* [Stated goal] Without the pictures, extract every line from the start of the material to the line containing "useState, type ReactNode", both ends included.

* [Data shown]
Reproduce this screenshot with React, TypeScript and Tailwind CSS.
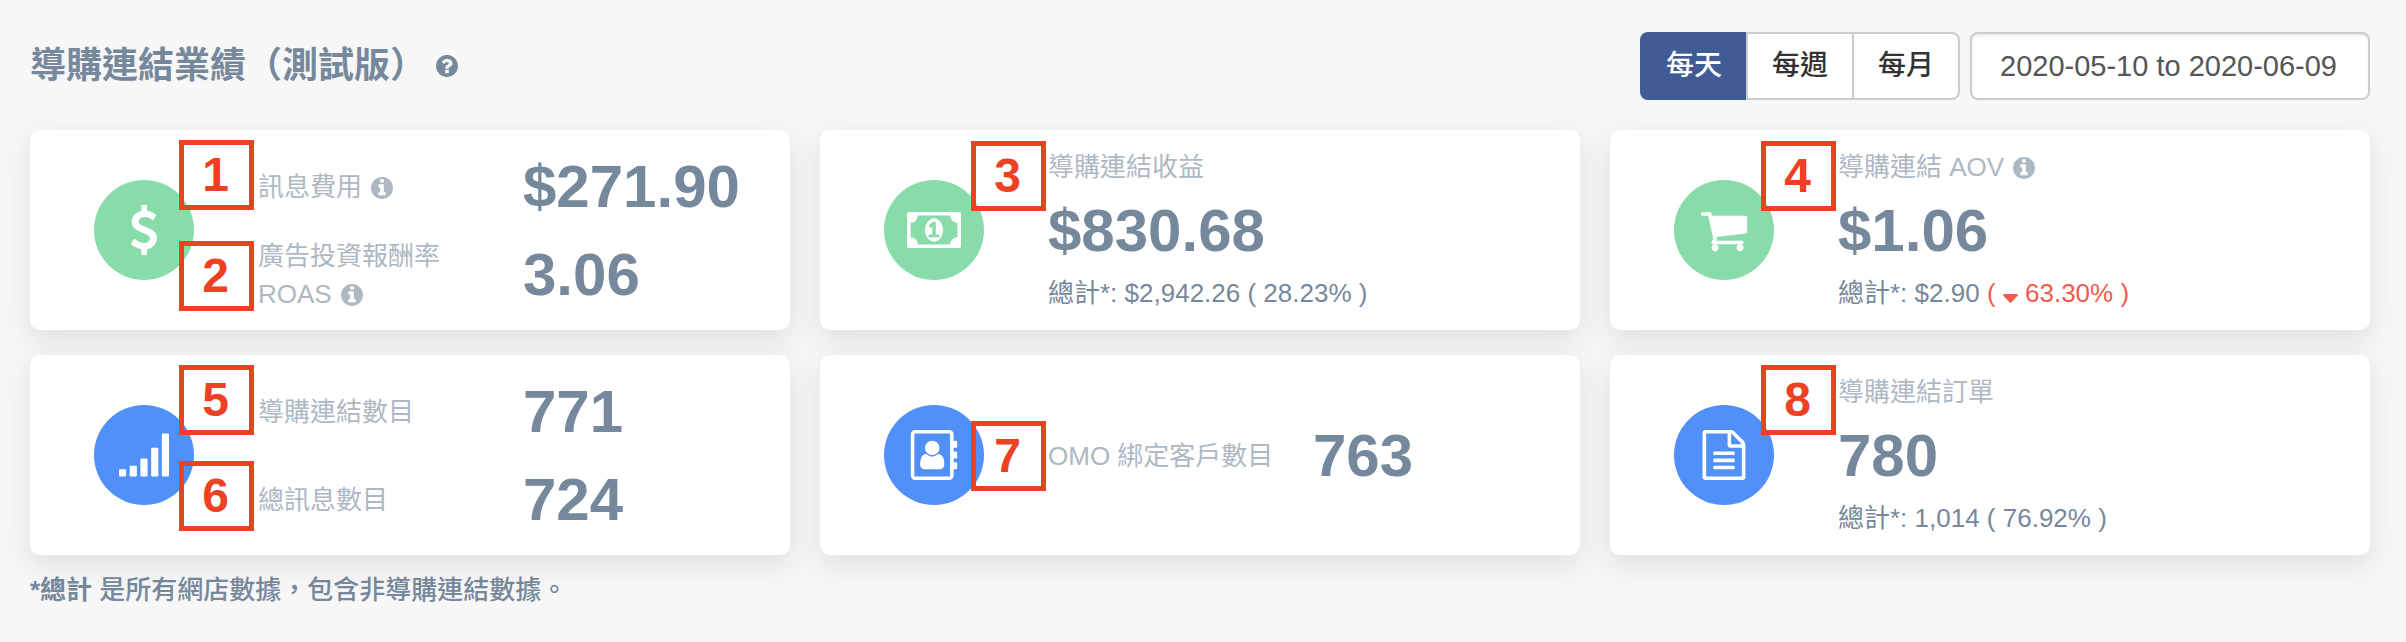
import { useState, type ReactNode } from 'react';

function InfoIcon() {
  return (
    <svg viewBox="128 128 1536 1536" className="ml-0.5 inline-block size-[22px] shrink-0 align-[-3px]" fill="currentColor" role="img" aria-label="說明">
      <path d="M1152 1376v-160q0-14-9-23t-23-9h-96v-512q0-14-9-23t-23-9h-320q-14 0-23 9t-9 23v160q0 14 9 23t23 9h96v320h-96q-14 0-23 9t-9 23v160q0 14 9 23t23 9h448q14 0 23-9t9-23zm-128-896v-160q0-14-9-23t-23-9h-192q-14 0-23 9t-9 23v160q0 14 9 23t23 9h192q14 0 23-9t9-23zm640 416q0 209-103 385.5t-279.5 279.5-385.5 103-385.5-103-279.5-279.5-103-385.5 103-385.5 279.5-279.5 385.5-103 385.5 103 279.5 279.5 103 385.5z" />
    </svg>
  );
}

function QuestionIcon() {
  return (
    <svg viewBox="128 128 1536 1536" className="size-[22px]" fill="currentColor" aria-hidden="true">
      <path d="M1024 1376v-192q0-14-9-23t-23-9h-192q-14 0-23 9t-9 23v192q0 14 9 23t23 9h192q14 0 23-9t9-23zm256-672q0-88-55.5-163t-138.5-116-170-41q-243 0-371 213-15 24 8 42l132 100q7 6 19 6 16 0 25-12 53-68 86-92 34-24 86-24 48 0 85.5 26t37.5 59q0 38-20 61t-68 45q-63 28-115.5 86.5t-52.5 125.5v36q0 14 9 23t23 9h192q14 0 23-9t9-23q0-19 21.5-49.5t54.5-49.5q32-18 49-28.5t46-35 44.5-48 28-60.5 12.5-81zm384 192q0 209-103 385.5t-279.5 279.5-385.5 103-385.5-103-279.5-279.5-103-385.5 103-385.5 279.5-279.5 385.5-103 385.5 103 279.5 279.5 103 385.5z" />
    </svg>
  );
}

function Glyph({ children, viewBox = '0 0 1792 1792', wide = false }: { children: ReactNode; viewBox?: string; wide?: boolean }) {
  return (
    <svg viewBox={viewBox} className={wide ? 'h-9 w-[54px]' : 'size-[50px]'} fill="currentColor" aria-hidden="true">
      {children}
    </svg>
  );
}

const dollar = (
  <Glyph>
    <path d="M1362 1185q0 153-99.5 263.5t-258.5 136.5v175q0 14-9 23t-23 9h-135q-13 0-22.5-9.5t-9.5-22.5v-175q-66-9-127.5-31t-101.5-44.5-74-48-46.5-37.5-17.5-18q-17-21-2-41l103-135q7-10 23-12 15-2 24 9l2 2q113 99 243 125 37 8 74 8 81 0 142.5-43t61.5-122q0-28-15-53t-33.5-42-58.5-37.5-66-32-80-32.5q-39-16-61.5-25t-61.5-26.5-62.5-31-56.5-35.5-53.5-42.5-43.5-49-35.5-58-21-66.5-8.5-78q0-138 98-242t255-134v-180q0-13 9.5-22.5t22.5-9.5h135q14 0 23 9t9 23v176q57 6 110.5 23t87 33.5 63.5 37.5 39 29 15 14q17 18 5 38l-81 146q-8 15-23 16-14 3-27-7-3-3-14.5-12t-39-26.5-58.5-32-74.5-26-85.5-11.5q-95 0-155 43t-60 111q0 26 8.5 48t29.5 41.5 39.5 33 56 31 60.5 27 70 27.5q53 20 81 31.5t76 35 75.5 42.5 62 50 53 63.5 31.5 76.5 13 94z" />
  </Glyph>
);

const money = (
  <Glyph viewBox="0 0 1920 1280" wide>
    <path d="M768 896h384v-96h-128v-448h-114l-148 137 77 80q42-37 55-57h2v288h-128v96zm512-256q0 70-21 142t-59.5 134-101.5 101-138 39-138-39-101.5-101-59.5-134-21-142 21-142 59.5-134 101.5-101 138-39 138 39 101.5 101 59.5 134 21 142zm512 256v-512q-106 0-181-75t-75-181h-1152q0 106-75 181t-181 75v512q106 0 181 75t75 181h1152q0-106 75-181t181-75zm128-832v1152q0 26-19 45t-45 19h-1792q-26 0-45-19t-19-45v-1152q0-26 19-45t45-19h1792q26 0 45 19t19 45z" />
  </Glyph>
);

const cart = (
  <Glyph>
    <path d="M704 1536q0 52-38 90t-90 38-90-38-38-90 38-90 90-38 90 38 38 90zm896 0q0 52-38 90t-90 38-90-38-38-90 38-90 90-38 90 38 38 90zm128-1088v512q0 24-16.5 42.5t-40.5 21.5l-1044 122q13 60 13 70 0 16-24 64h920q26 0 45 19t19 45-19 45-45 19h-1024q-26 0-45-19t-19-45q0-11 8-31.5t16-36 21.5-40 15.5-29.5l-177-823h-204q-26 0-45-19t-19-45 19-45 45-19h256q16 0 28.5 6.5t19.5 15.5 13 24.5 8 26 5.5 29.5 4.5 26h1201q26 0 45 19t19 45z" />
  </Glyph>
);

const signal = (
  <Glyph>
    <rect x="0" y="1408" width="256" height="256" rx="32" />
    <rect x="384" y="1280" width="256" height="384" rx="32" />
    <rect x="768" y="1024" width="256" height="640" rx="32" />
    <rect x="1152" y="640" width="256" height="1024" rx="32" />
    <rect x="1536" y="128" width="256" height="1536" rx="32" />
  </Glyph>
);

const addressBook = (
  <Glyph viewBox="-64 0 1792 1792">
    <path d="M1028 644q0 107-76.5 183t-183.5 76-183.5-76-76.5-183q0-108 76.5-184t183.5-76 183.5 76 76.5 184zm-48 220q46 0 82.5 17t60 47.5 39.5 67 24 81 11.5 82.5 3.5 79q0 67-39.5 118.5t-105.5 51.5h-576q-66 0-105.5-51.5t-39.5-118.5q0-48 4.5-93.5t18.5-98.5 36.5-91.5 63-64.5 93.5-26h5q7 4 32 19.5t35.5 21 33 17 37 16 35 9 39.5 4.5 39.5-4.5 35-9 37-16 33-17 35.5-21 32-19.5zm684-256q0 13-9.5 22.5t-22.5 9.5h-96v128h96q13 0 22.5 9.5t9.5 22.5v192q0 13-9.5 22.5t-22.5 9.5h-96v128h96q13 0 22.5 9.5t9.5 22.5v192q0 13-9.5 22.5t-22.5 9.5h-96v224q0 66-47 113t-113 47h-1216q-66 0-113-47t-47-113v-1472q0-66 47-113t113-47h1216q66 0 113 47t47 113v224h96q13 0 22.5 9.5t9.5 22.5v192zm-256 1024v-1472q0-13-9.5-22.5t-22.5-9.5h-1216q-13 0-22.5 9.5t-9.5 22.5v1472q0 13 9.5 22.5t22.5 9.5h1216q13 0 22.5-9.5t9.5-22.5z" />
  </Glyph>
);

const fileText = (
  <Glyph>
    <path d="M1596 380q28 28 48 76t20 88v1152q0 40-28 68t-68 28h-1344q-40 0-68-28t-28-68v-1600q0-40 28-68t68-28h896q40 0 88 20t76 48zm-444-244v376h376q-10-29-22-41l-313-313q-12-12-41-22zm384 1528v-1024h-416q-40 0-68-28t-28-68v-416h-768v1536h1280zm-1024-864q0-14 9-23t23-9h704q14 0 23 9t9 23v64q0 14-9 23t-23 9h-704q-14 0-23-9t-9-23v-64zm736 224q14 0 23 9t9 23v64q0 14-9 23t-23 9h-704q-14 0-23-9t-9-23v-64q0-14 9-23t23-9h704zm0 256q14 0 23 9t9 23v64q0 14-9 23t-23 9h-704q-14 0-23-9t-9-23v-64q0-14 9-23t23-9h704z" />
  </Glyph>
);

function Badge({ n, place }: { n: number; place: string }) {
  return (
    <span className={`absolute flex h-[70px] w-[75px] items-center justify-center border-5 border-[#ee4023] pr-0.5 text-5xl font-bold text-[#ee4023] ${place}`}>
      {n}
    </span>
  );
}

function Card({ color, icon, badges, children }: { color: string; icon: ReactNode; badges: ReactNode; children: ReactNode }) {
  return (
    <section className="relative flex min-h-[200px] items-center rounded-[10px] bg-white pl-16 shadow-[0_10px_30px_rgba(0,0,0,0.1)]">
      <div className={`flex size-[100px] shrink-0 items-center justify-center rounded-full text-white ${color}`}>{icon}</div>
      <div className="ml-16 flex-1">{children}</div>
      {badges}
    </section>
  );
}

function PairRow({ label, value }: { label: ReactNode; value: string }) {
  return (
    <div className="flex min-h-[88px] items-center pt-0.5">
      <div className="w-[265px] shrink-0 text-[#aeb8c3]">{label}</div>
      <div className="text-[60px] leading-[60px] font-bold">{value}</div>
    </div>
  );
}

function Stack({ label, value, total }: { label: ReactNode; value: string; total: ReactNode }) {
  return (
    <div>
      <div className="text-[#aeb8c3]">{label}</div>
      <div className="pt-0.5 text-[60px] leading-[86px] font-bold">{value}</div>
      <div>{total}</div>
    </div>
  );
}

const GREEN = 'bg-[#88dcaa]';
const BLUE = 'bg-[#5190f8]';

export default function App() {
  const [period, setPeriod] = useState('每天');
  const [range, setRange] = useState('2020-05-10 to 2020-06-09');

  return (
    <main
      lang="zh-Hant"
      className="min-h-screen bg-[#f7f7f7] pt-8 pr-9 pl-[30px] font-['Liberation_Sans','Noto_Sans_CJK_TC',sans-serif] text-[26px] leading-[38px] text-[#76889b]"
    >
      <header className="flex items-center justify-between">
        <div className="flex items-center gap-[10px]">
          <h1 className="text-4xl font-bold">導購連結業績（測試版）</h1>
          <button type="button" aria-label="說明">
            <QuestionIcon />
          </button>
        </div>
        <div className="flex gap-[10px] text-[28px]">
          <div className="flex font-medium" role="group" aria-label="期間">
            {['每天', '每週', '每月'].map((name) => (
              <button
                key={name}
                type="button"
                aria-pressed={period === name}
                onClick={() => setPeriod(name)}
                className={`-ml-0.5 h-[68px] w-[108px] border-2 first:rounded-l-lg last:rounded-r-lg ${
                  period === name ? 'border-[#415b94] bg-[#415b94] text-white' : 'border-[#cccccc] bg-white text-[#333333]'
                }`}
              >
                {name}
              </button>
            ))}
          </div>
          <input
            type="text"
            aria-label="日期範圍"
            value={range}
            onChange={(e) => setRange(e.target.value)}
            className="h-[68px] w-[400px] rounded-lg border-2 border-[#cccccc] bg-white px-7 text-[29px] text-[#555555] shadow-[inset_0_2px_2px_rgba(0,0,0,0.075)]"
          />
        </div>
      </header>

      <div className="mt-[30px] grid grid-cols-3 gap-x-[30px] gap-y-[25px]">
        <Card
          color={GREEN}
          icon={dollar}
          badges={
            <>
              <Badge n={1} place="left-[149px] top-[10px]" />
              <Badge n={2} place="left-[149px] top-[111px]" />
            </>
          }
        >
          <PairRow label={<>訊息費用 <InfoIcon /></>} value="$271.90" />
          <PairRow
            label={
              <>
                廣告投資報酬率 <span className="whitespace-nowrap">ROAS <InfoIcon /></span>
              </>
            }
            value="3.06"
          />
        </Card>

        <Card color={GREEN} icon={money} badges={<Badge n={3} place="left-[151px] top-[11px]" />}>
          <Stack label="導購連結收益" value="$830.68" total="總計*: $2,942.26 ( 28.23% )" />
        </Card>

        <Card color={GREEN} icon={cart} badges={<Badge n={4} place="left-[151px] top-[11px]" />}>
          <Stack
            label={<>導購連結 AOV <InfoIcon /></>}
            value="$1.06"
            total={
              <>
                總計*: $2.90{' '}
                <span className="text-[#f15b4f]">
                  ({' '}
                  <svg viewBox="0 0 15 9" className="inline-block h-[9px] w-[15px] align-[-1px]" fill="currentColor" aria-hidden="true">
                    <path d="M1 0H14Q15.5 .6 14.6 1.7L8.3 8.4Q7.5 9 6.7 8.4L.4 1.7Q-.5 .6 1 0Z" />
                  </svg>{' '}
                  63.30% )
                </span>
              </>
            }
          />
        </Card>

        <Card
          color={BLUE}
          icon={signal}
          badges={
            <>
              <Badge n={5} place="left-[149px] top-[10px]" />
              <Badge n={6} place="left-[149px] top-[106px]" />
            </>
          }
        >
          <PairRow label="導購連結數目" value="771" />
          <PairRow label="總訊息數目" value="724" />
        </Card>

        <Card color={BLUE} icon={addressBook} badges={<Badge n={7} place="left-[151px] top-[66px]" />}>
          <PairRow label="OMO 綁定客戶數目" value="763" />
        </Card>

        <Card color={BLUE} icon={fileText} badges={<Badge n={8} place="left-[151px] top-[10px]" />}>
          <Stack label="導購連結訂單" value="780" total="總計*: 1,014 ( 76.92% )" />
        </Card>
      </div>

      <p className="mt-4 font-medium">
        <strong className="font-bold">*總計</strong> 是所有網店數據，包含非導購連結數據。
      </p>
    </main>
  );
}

* [Response to the exercise]
Reproduce this screenshot with React, TypeScript and Tailwind CSS.
import { useState, type ReactNode } from 'react';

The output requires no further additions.